The spellcasting systems basically remove divine magic and make it harder to cast sorcery and innate magic aka battle magic from stock Openquest. You have to spend background points during character creation to be able to cast spells. Sorcery is basically stock sorcery with a corruption mechanic - fumble and you gain a point of corruption, get more corruption than your POW, and you become a evil NPC. You also tend to know fewer spells than a sorcerer will in stock Openquest.
The goal of these rules is to encourage low levels of magic, as part of creating a low fantasy feel. I'm not totally convinced this is possible in any game with PC spellcasting and defined spells. This is a larger discussion than this review can accommodate, and it's not a problem unique to Age of Shadow by any means, but I think that what people mostly want when they say they want "low fantasy" or "rare magic" is for magical spell effects to feel less like a form of technology. This means: less reliable, less safe, less defined, and to create a sense of awe and wonder at both its operation and its means. IRL, the essence of "magical thinking" in the developed Western world is the elision of means by which something is accomplished. Any game that defines and explains magic's operations will have magic that is more technological than "magical".
Anyhow, corruption triggers extremely rarely, and sorcerers are characters who will have high POW scores or who will spend improvement points to get high POW scores as rapidly as they can. I'm not sure how much of a threat corruption would actually be, except over extremely long play. As well, the only mechanical effect is to lose the character, which is a type of effect I hate (especially since I have played, and will play again in future, evil characters). I don't think this represents corruption very well - there's no gradations, just a threshold that if you cross, you lose the character.
The combat chapter has some minor rewrites, particularly around moving (He basically shows the action-move-reaction schematic a little more clearly). There are no differences in the rules, but I think this chapter reads easier than stock Openquest does, and I commend Kristian Richards for caring enough to clarify some of these minor issues.
Age of Shadows does not use money. Instead, all objects are assigned a barter value. BV is basically a virtual monetary system. I think this works as a transitional step to representing a non-monetary economy, but it's a virtual monetary economy, not truly a moneyless one. The end result is that you'll carry around physical treasure with a certain BV rather than a small cargo container worth of coins. For some people, this is far enough away from money to get across the Tolkienesque feel.
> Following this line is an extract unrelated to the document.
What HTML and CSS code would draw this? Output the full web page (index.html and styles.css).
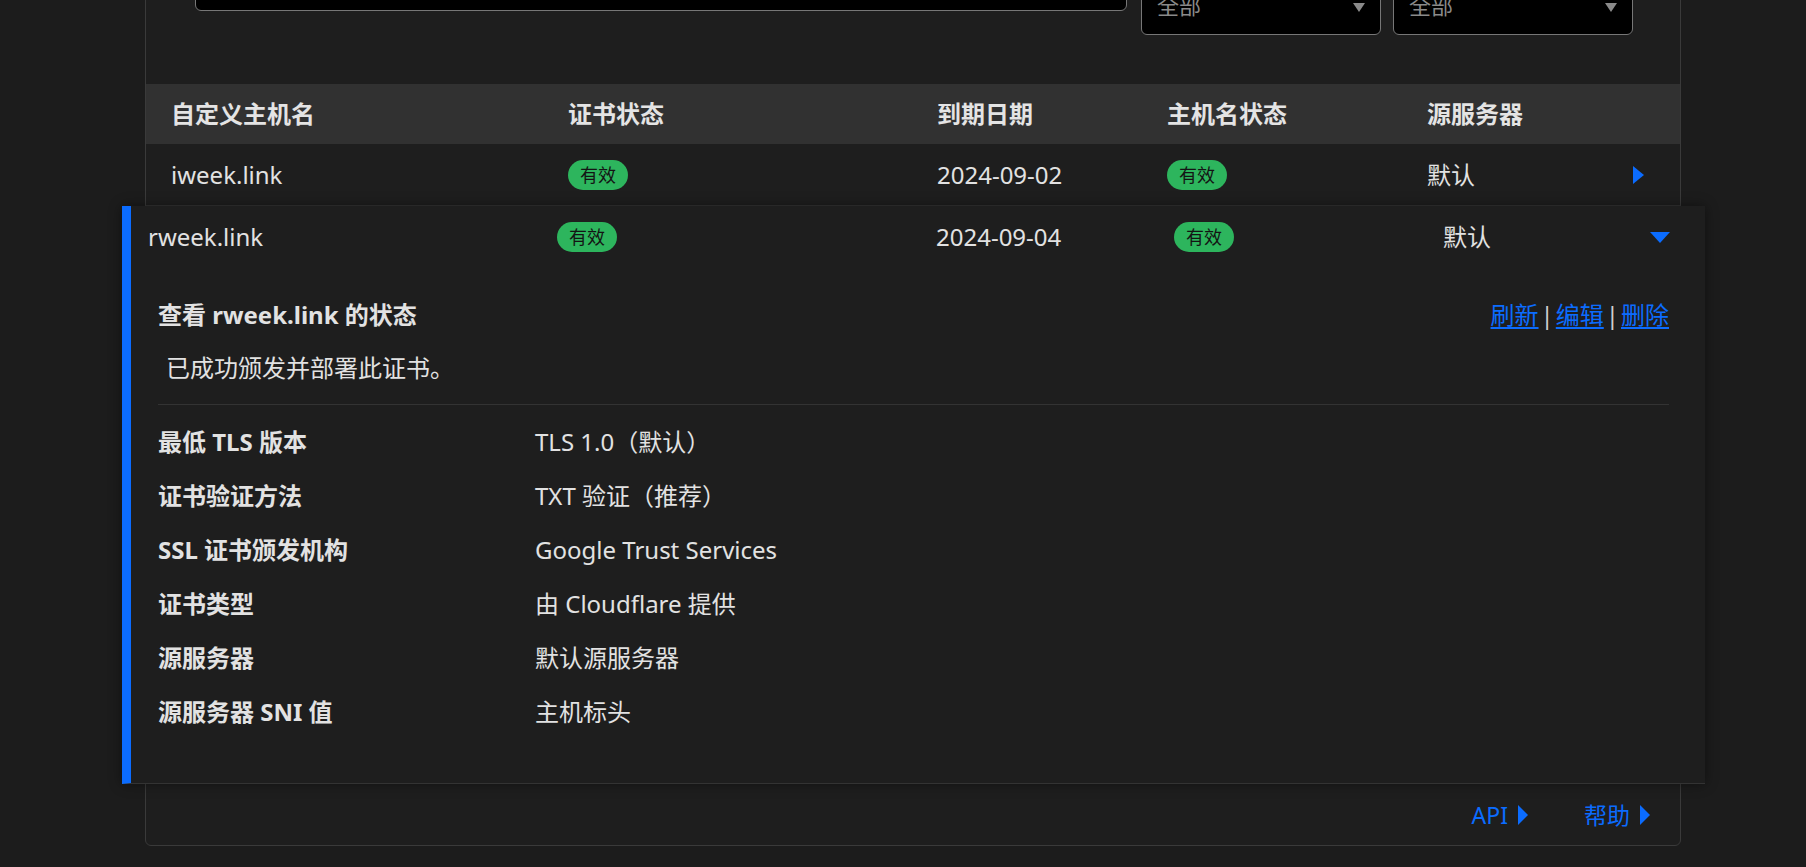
FILE: index.html
```html
<!DOCTYPE html>
<html lang="zh-CN">
<head>
<meta charset="utf-8">
<title>自定义主机名</title>
<link rel="stylesheet" href="styles.css">
</head>
<body>
<div class="card">
  <div class="filters">
    <div class="search"></div>
    <div class="select"><span>全部</span><i class="caret"></i></div>
    <div class="select second"><span>全部</span><i class="caret"></i></div>
  </div>

  <div class="table">
    <div class="thead grid-a">
      <div>自定义主机名</div>
      <div>证书状态</div>
      <div>到期日期</div>
      <div>主机名状态</div>
      <div>源服务器</div>
      <div></div>
    </div>
    <div class="trow grid-a">
      <div>iweek.link</div>
      <div><span class="badge">有效</span></div>
      <div>2024-09-02</div>
      <div><span class="badge">有效</span></div>
      <div>默认</div>
      <div><i class="tri-right"></i></div>
    </div>

    <div class="expanded">
      <div class="erow grid-b">
        <div>rweek.link</div>
        <div><span class="badge">有效</span></div>
        <div>2024-09-04</div>
        <div><span class="badge">有效</span></div>
        <div>默认</div>
        <div><i class="tri-down"></i></div>
      </div>
      <div class="detail">
        <div class="detail-head">
          <div class="detail-title">查看 rweek.link 的状态</div>
          <div class="actions">
            <a href="#">刷新</a><span class="sep">|</span><a href="#">编辑</a><span class="sep">|</span><a href="#">删除</a>
          </div>
        </div>
        <div class="detail-msg">已成功颁发并部署此证书。</div>
        <div class="detail-rule"></div>
        <div class="props">
          <div class="label">最低 TLS 版本</div><div class="value">TLS 1.0（默认）</div>
          <div class="label">证书验证方法</div><div class="value">TXT 验证（推荐）</div>
          <div class="label">SSL 证书颁发机构</div><div class="value">Google Trust Services</div>
          <div class="label">证书类型</div><div class="value">由 Cloudflare 提供</div>
          <div class="label">源服务器</div><div class="value">默认源服务器</div>
          <div class="label">源服务器 SNI 值</div><div class="value">主机标头</div>
        </div>
      </div>
    </div>
  </div>

  <div class="footer">
    <a href="#" class="flink">API<i class="tri-right small"></i></a>
    <a href="#" class="flink">帮助<i class="tri-right small"></i></a>
  </div>
</div>
</body>
</html>
```

FILE: styles.css
```css
* { box-sizing: border-box; }

html, body {
  margin: 0;
  padding: 0;
  background: #1c1c1c;
  height: 100%;
  overflow: hidden;
}

body {
  font-family: "Noto Sans", "Noto Sans CJK SC", sans-serif;
  font-size: 24px;
  color: #e2e2e2;
}

.card {
  width: 1536px;
  margin: -60px 0 0 145px;
  background: #1e1e1e;
  border: 1px solid #3a3a3a;
  border-radius: 6px;
  padding-top: 24px;
}

.filters {
  display: flex;
  align-items: flex-start;
  padding: 0 47px 0 49px;
}

.search {
  width: 932px;
  height: 46px;
  background: #000;
  border: 1px solid #777;
  border-radius: 6px;
}

.select {
  width: 240px;
  height: 60px;
  margin-top: 10px;
  margin-left: 14px;
  background: #000;
  border: 1px solid #777;
  border-radius: 6px;
  display: flex;
  align-items: center;
  justify-content: space-between;
  padding: 0 15px 0 15px;
  color: #8a8a8a;
  font-size: 22px;
  line-height: 30px;
}

.select.second { margin-left: 12px; }

.caret {
  width: 0;
  height: 0;
  border-left: 6.5px solid transparent;
  border-right: 6.5px solid transparent;
  border-top: 9px solid #8a8a8a;
  margin-top: 4px;
}

.table { margin-top: 49px; }

.grid-a {
  display: grid;
  grid-template-columns: 397px 369px 230px 260px 206px 11px 1fr;
  padding-left: 25px;
  align-items: center;
}

.grid-b {
  display: grid;
  grid-template-columns: 409px 379px 238px 269px 207px 20px 1fr;
  padding-left: 17px;
  align-items: center;
}

.thead {
  height: 60px;
  background: #313131;
  font-weight: 700;
  color: #e4e4e4;
  line-height: 30px;
}

.trow {
  height: 62px;
  border-bottom: 1px solid #333;
  line-height: 30px;
}

.trow > div, .erow > div { display: flex; align-items: center; }

.badge {
  display: inline-flex;
  align-items: center;
  height: 30px;
  padding: 0 12px;
  border-radius: 15px;
  background: #2db55d;
  color: #141414;
  font-size: 18px;
  line-height: 30px;
}

.tri-right {
  display: block;
  width: 0;
  height: 0;
  border-top: 9.5px solid transparent;
  border-bottom: 9.5px solid transparent;
  border-left: 11px solid #0b6cff;
}

.tri-right.small {
  border-top-width: 10px;
  border-bottom-width: 10px;
  border-left-width: 10px;
  margin-left: 10px;
}

.tri-down {
  display: block;
  width: 0;
  height: 0;
  border-left: 10px solid transparent;
  border-right: 10px solid transparent;
  border-top: 11px solid #0b6cff;
}

.expanded {
  position: relative;
  z-index: 1;
  margin: 0 -25px 0 -24px;
  background: #1e1e1e;
  border-left: 9px solid #0b6cff;
  border-bottom: 1px solid #333;
  box-shadow: 0 0 12px rgba(0, 0, 0, 0.45);
}

.erow {
  height: 62px;
  line-height: 30px;
}

.detail {
  padding: 30px 36px 54px 27px;
}

.detail-head {
  display: flex;
  justify-content: space-between;
  align-items: center;
  line-height: 34px;
}

.detail-title { font-weight: 700; }

.actions { display: flex; align-items: center; }

.actions a {
  color: #0b6cff;
  text-decoration: underline;
  text-underline-offset: 3px;
}

.sep {
  color: #d0d0d0;
  padding: 0 2px;
}

.detail-msg {
  margin-top: 19px;
  padding-left: 8px;
  line-height: 34px;
}

.detail-rule {
  margin-top: 19px;
  border-top: 1px solid #333;
}

.props {
  margin-top: 20px;
  display: grid;
  grid-template-columns: 377px 1fr;
  row-gap: 20px;
  line-height: 34px;
}

.props .label { font-weight: 700; }

.footer {
  height: 61px;
  display: flex;
  justify-content: flex-end;
  align-items: center;
  gap: 56px;
  padding-right: 30px;
}

.flink {
  display: flex;
  align-items: center;
  color: #0b6cff;
  text-decoration: none;
  font-size: 23px;
  line-height: 30px;
}
```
Personally, I'd prefer something more radical.
Also, the gear list is the same boring OGL list as every other fantasy game these days. I've complained about this before.
Character creation is similar to stock Openquest except that it now includes elves, dwarves, and some "background points" (Humans get 3, Dwarves 2, Elves 1) that allow them to boost skills or cast magic, etc. Elves and Dwarves get some fiddly modifiers as powers, and can cast spells. Background points are spent like improvement points, or to allow humans to know and cast spells. I wanted to like and praise this stuff, but I mostly find it bloodless and confusing. As many of my readers recall, I abolished all attribute differences and most special powers that different species / sub-species had. While perhaps not suitable for a Tolkienesque world like Age of Shadows, I would suggest that attribute variances are the wrong way to handle this, as are powers that are merely +25% to this situation. I've come to prefer treating species abilities are unique features that don't add mechanical benefits directly, but that allow them to do something or use a skill or other ability in a way that no one else can.
Overall, I think it's worth downloading Age of Shadows, but I would hold off on buying it. The main selling point is the new formatting for the monster stats, which I encourage the rest of the Openquest community to adopt and use.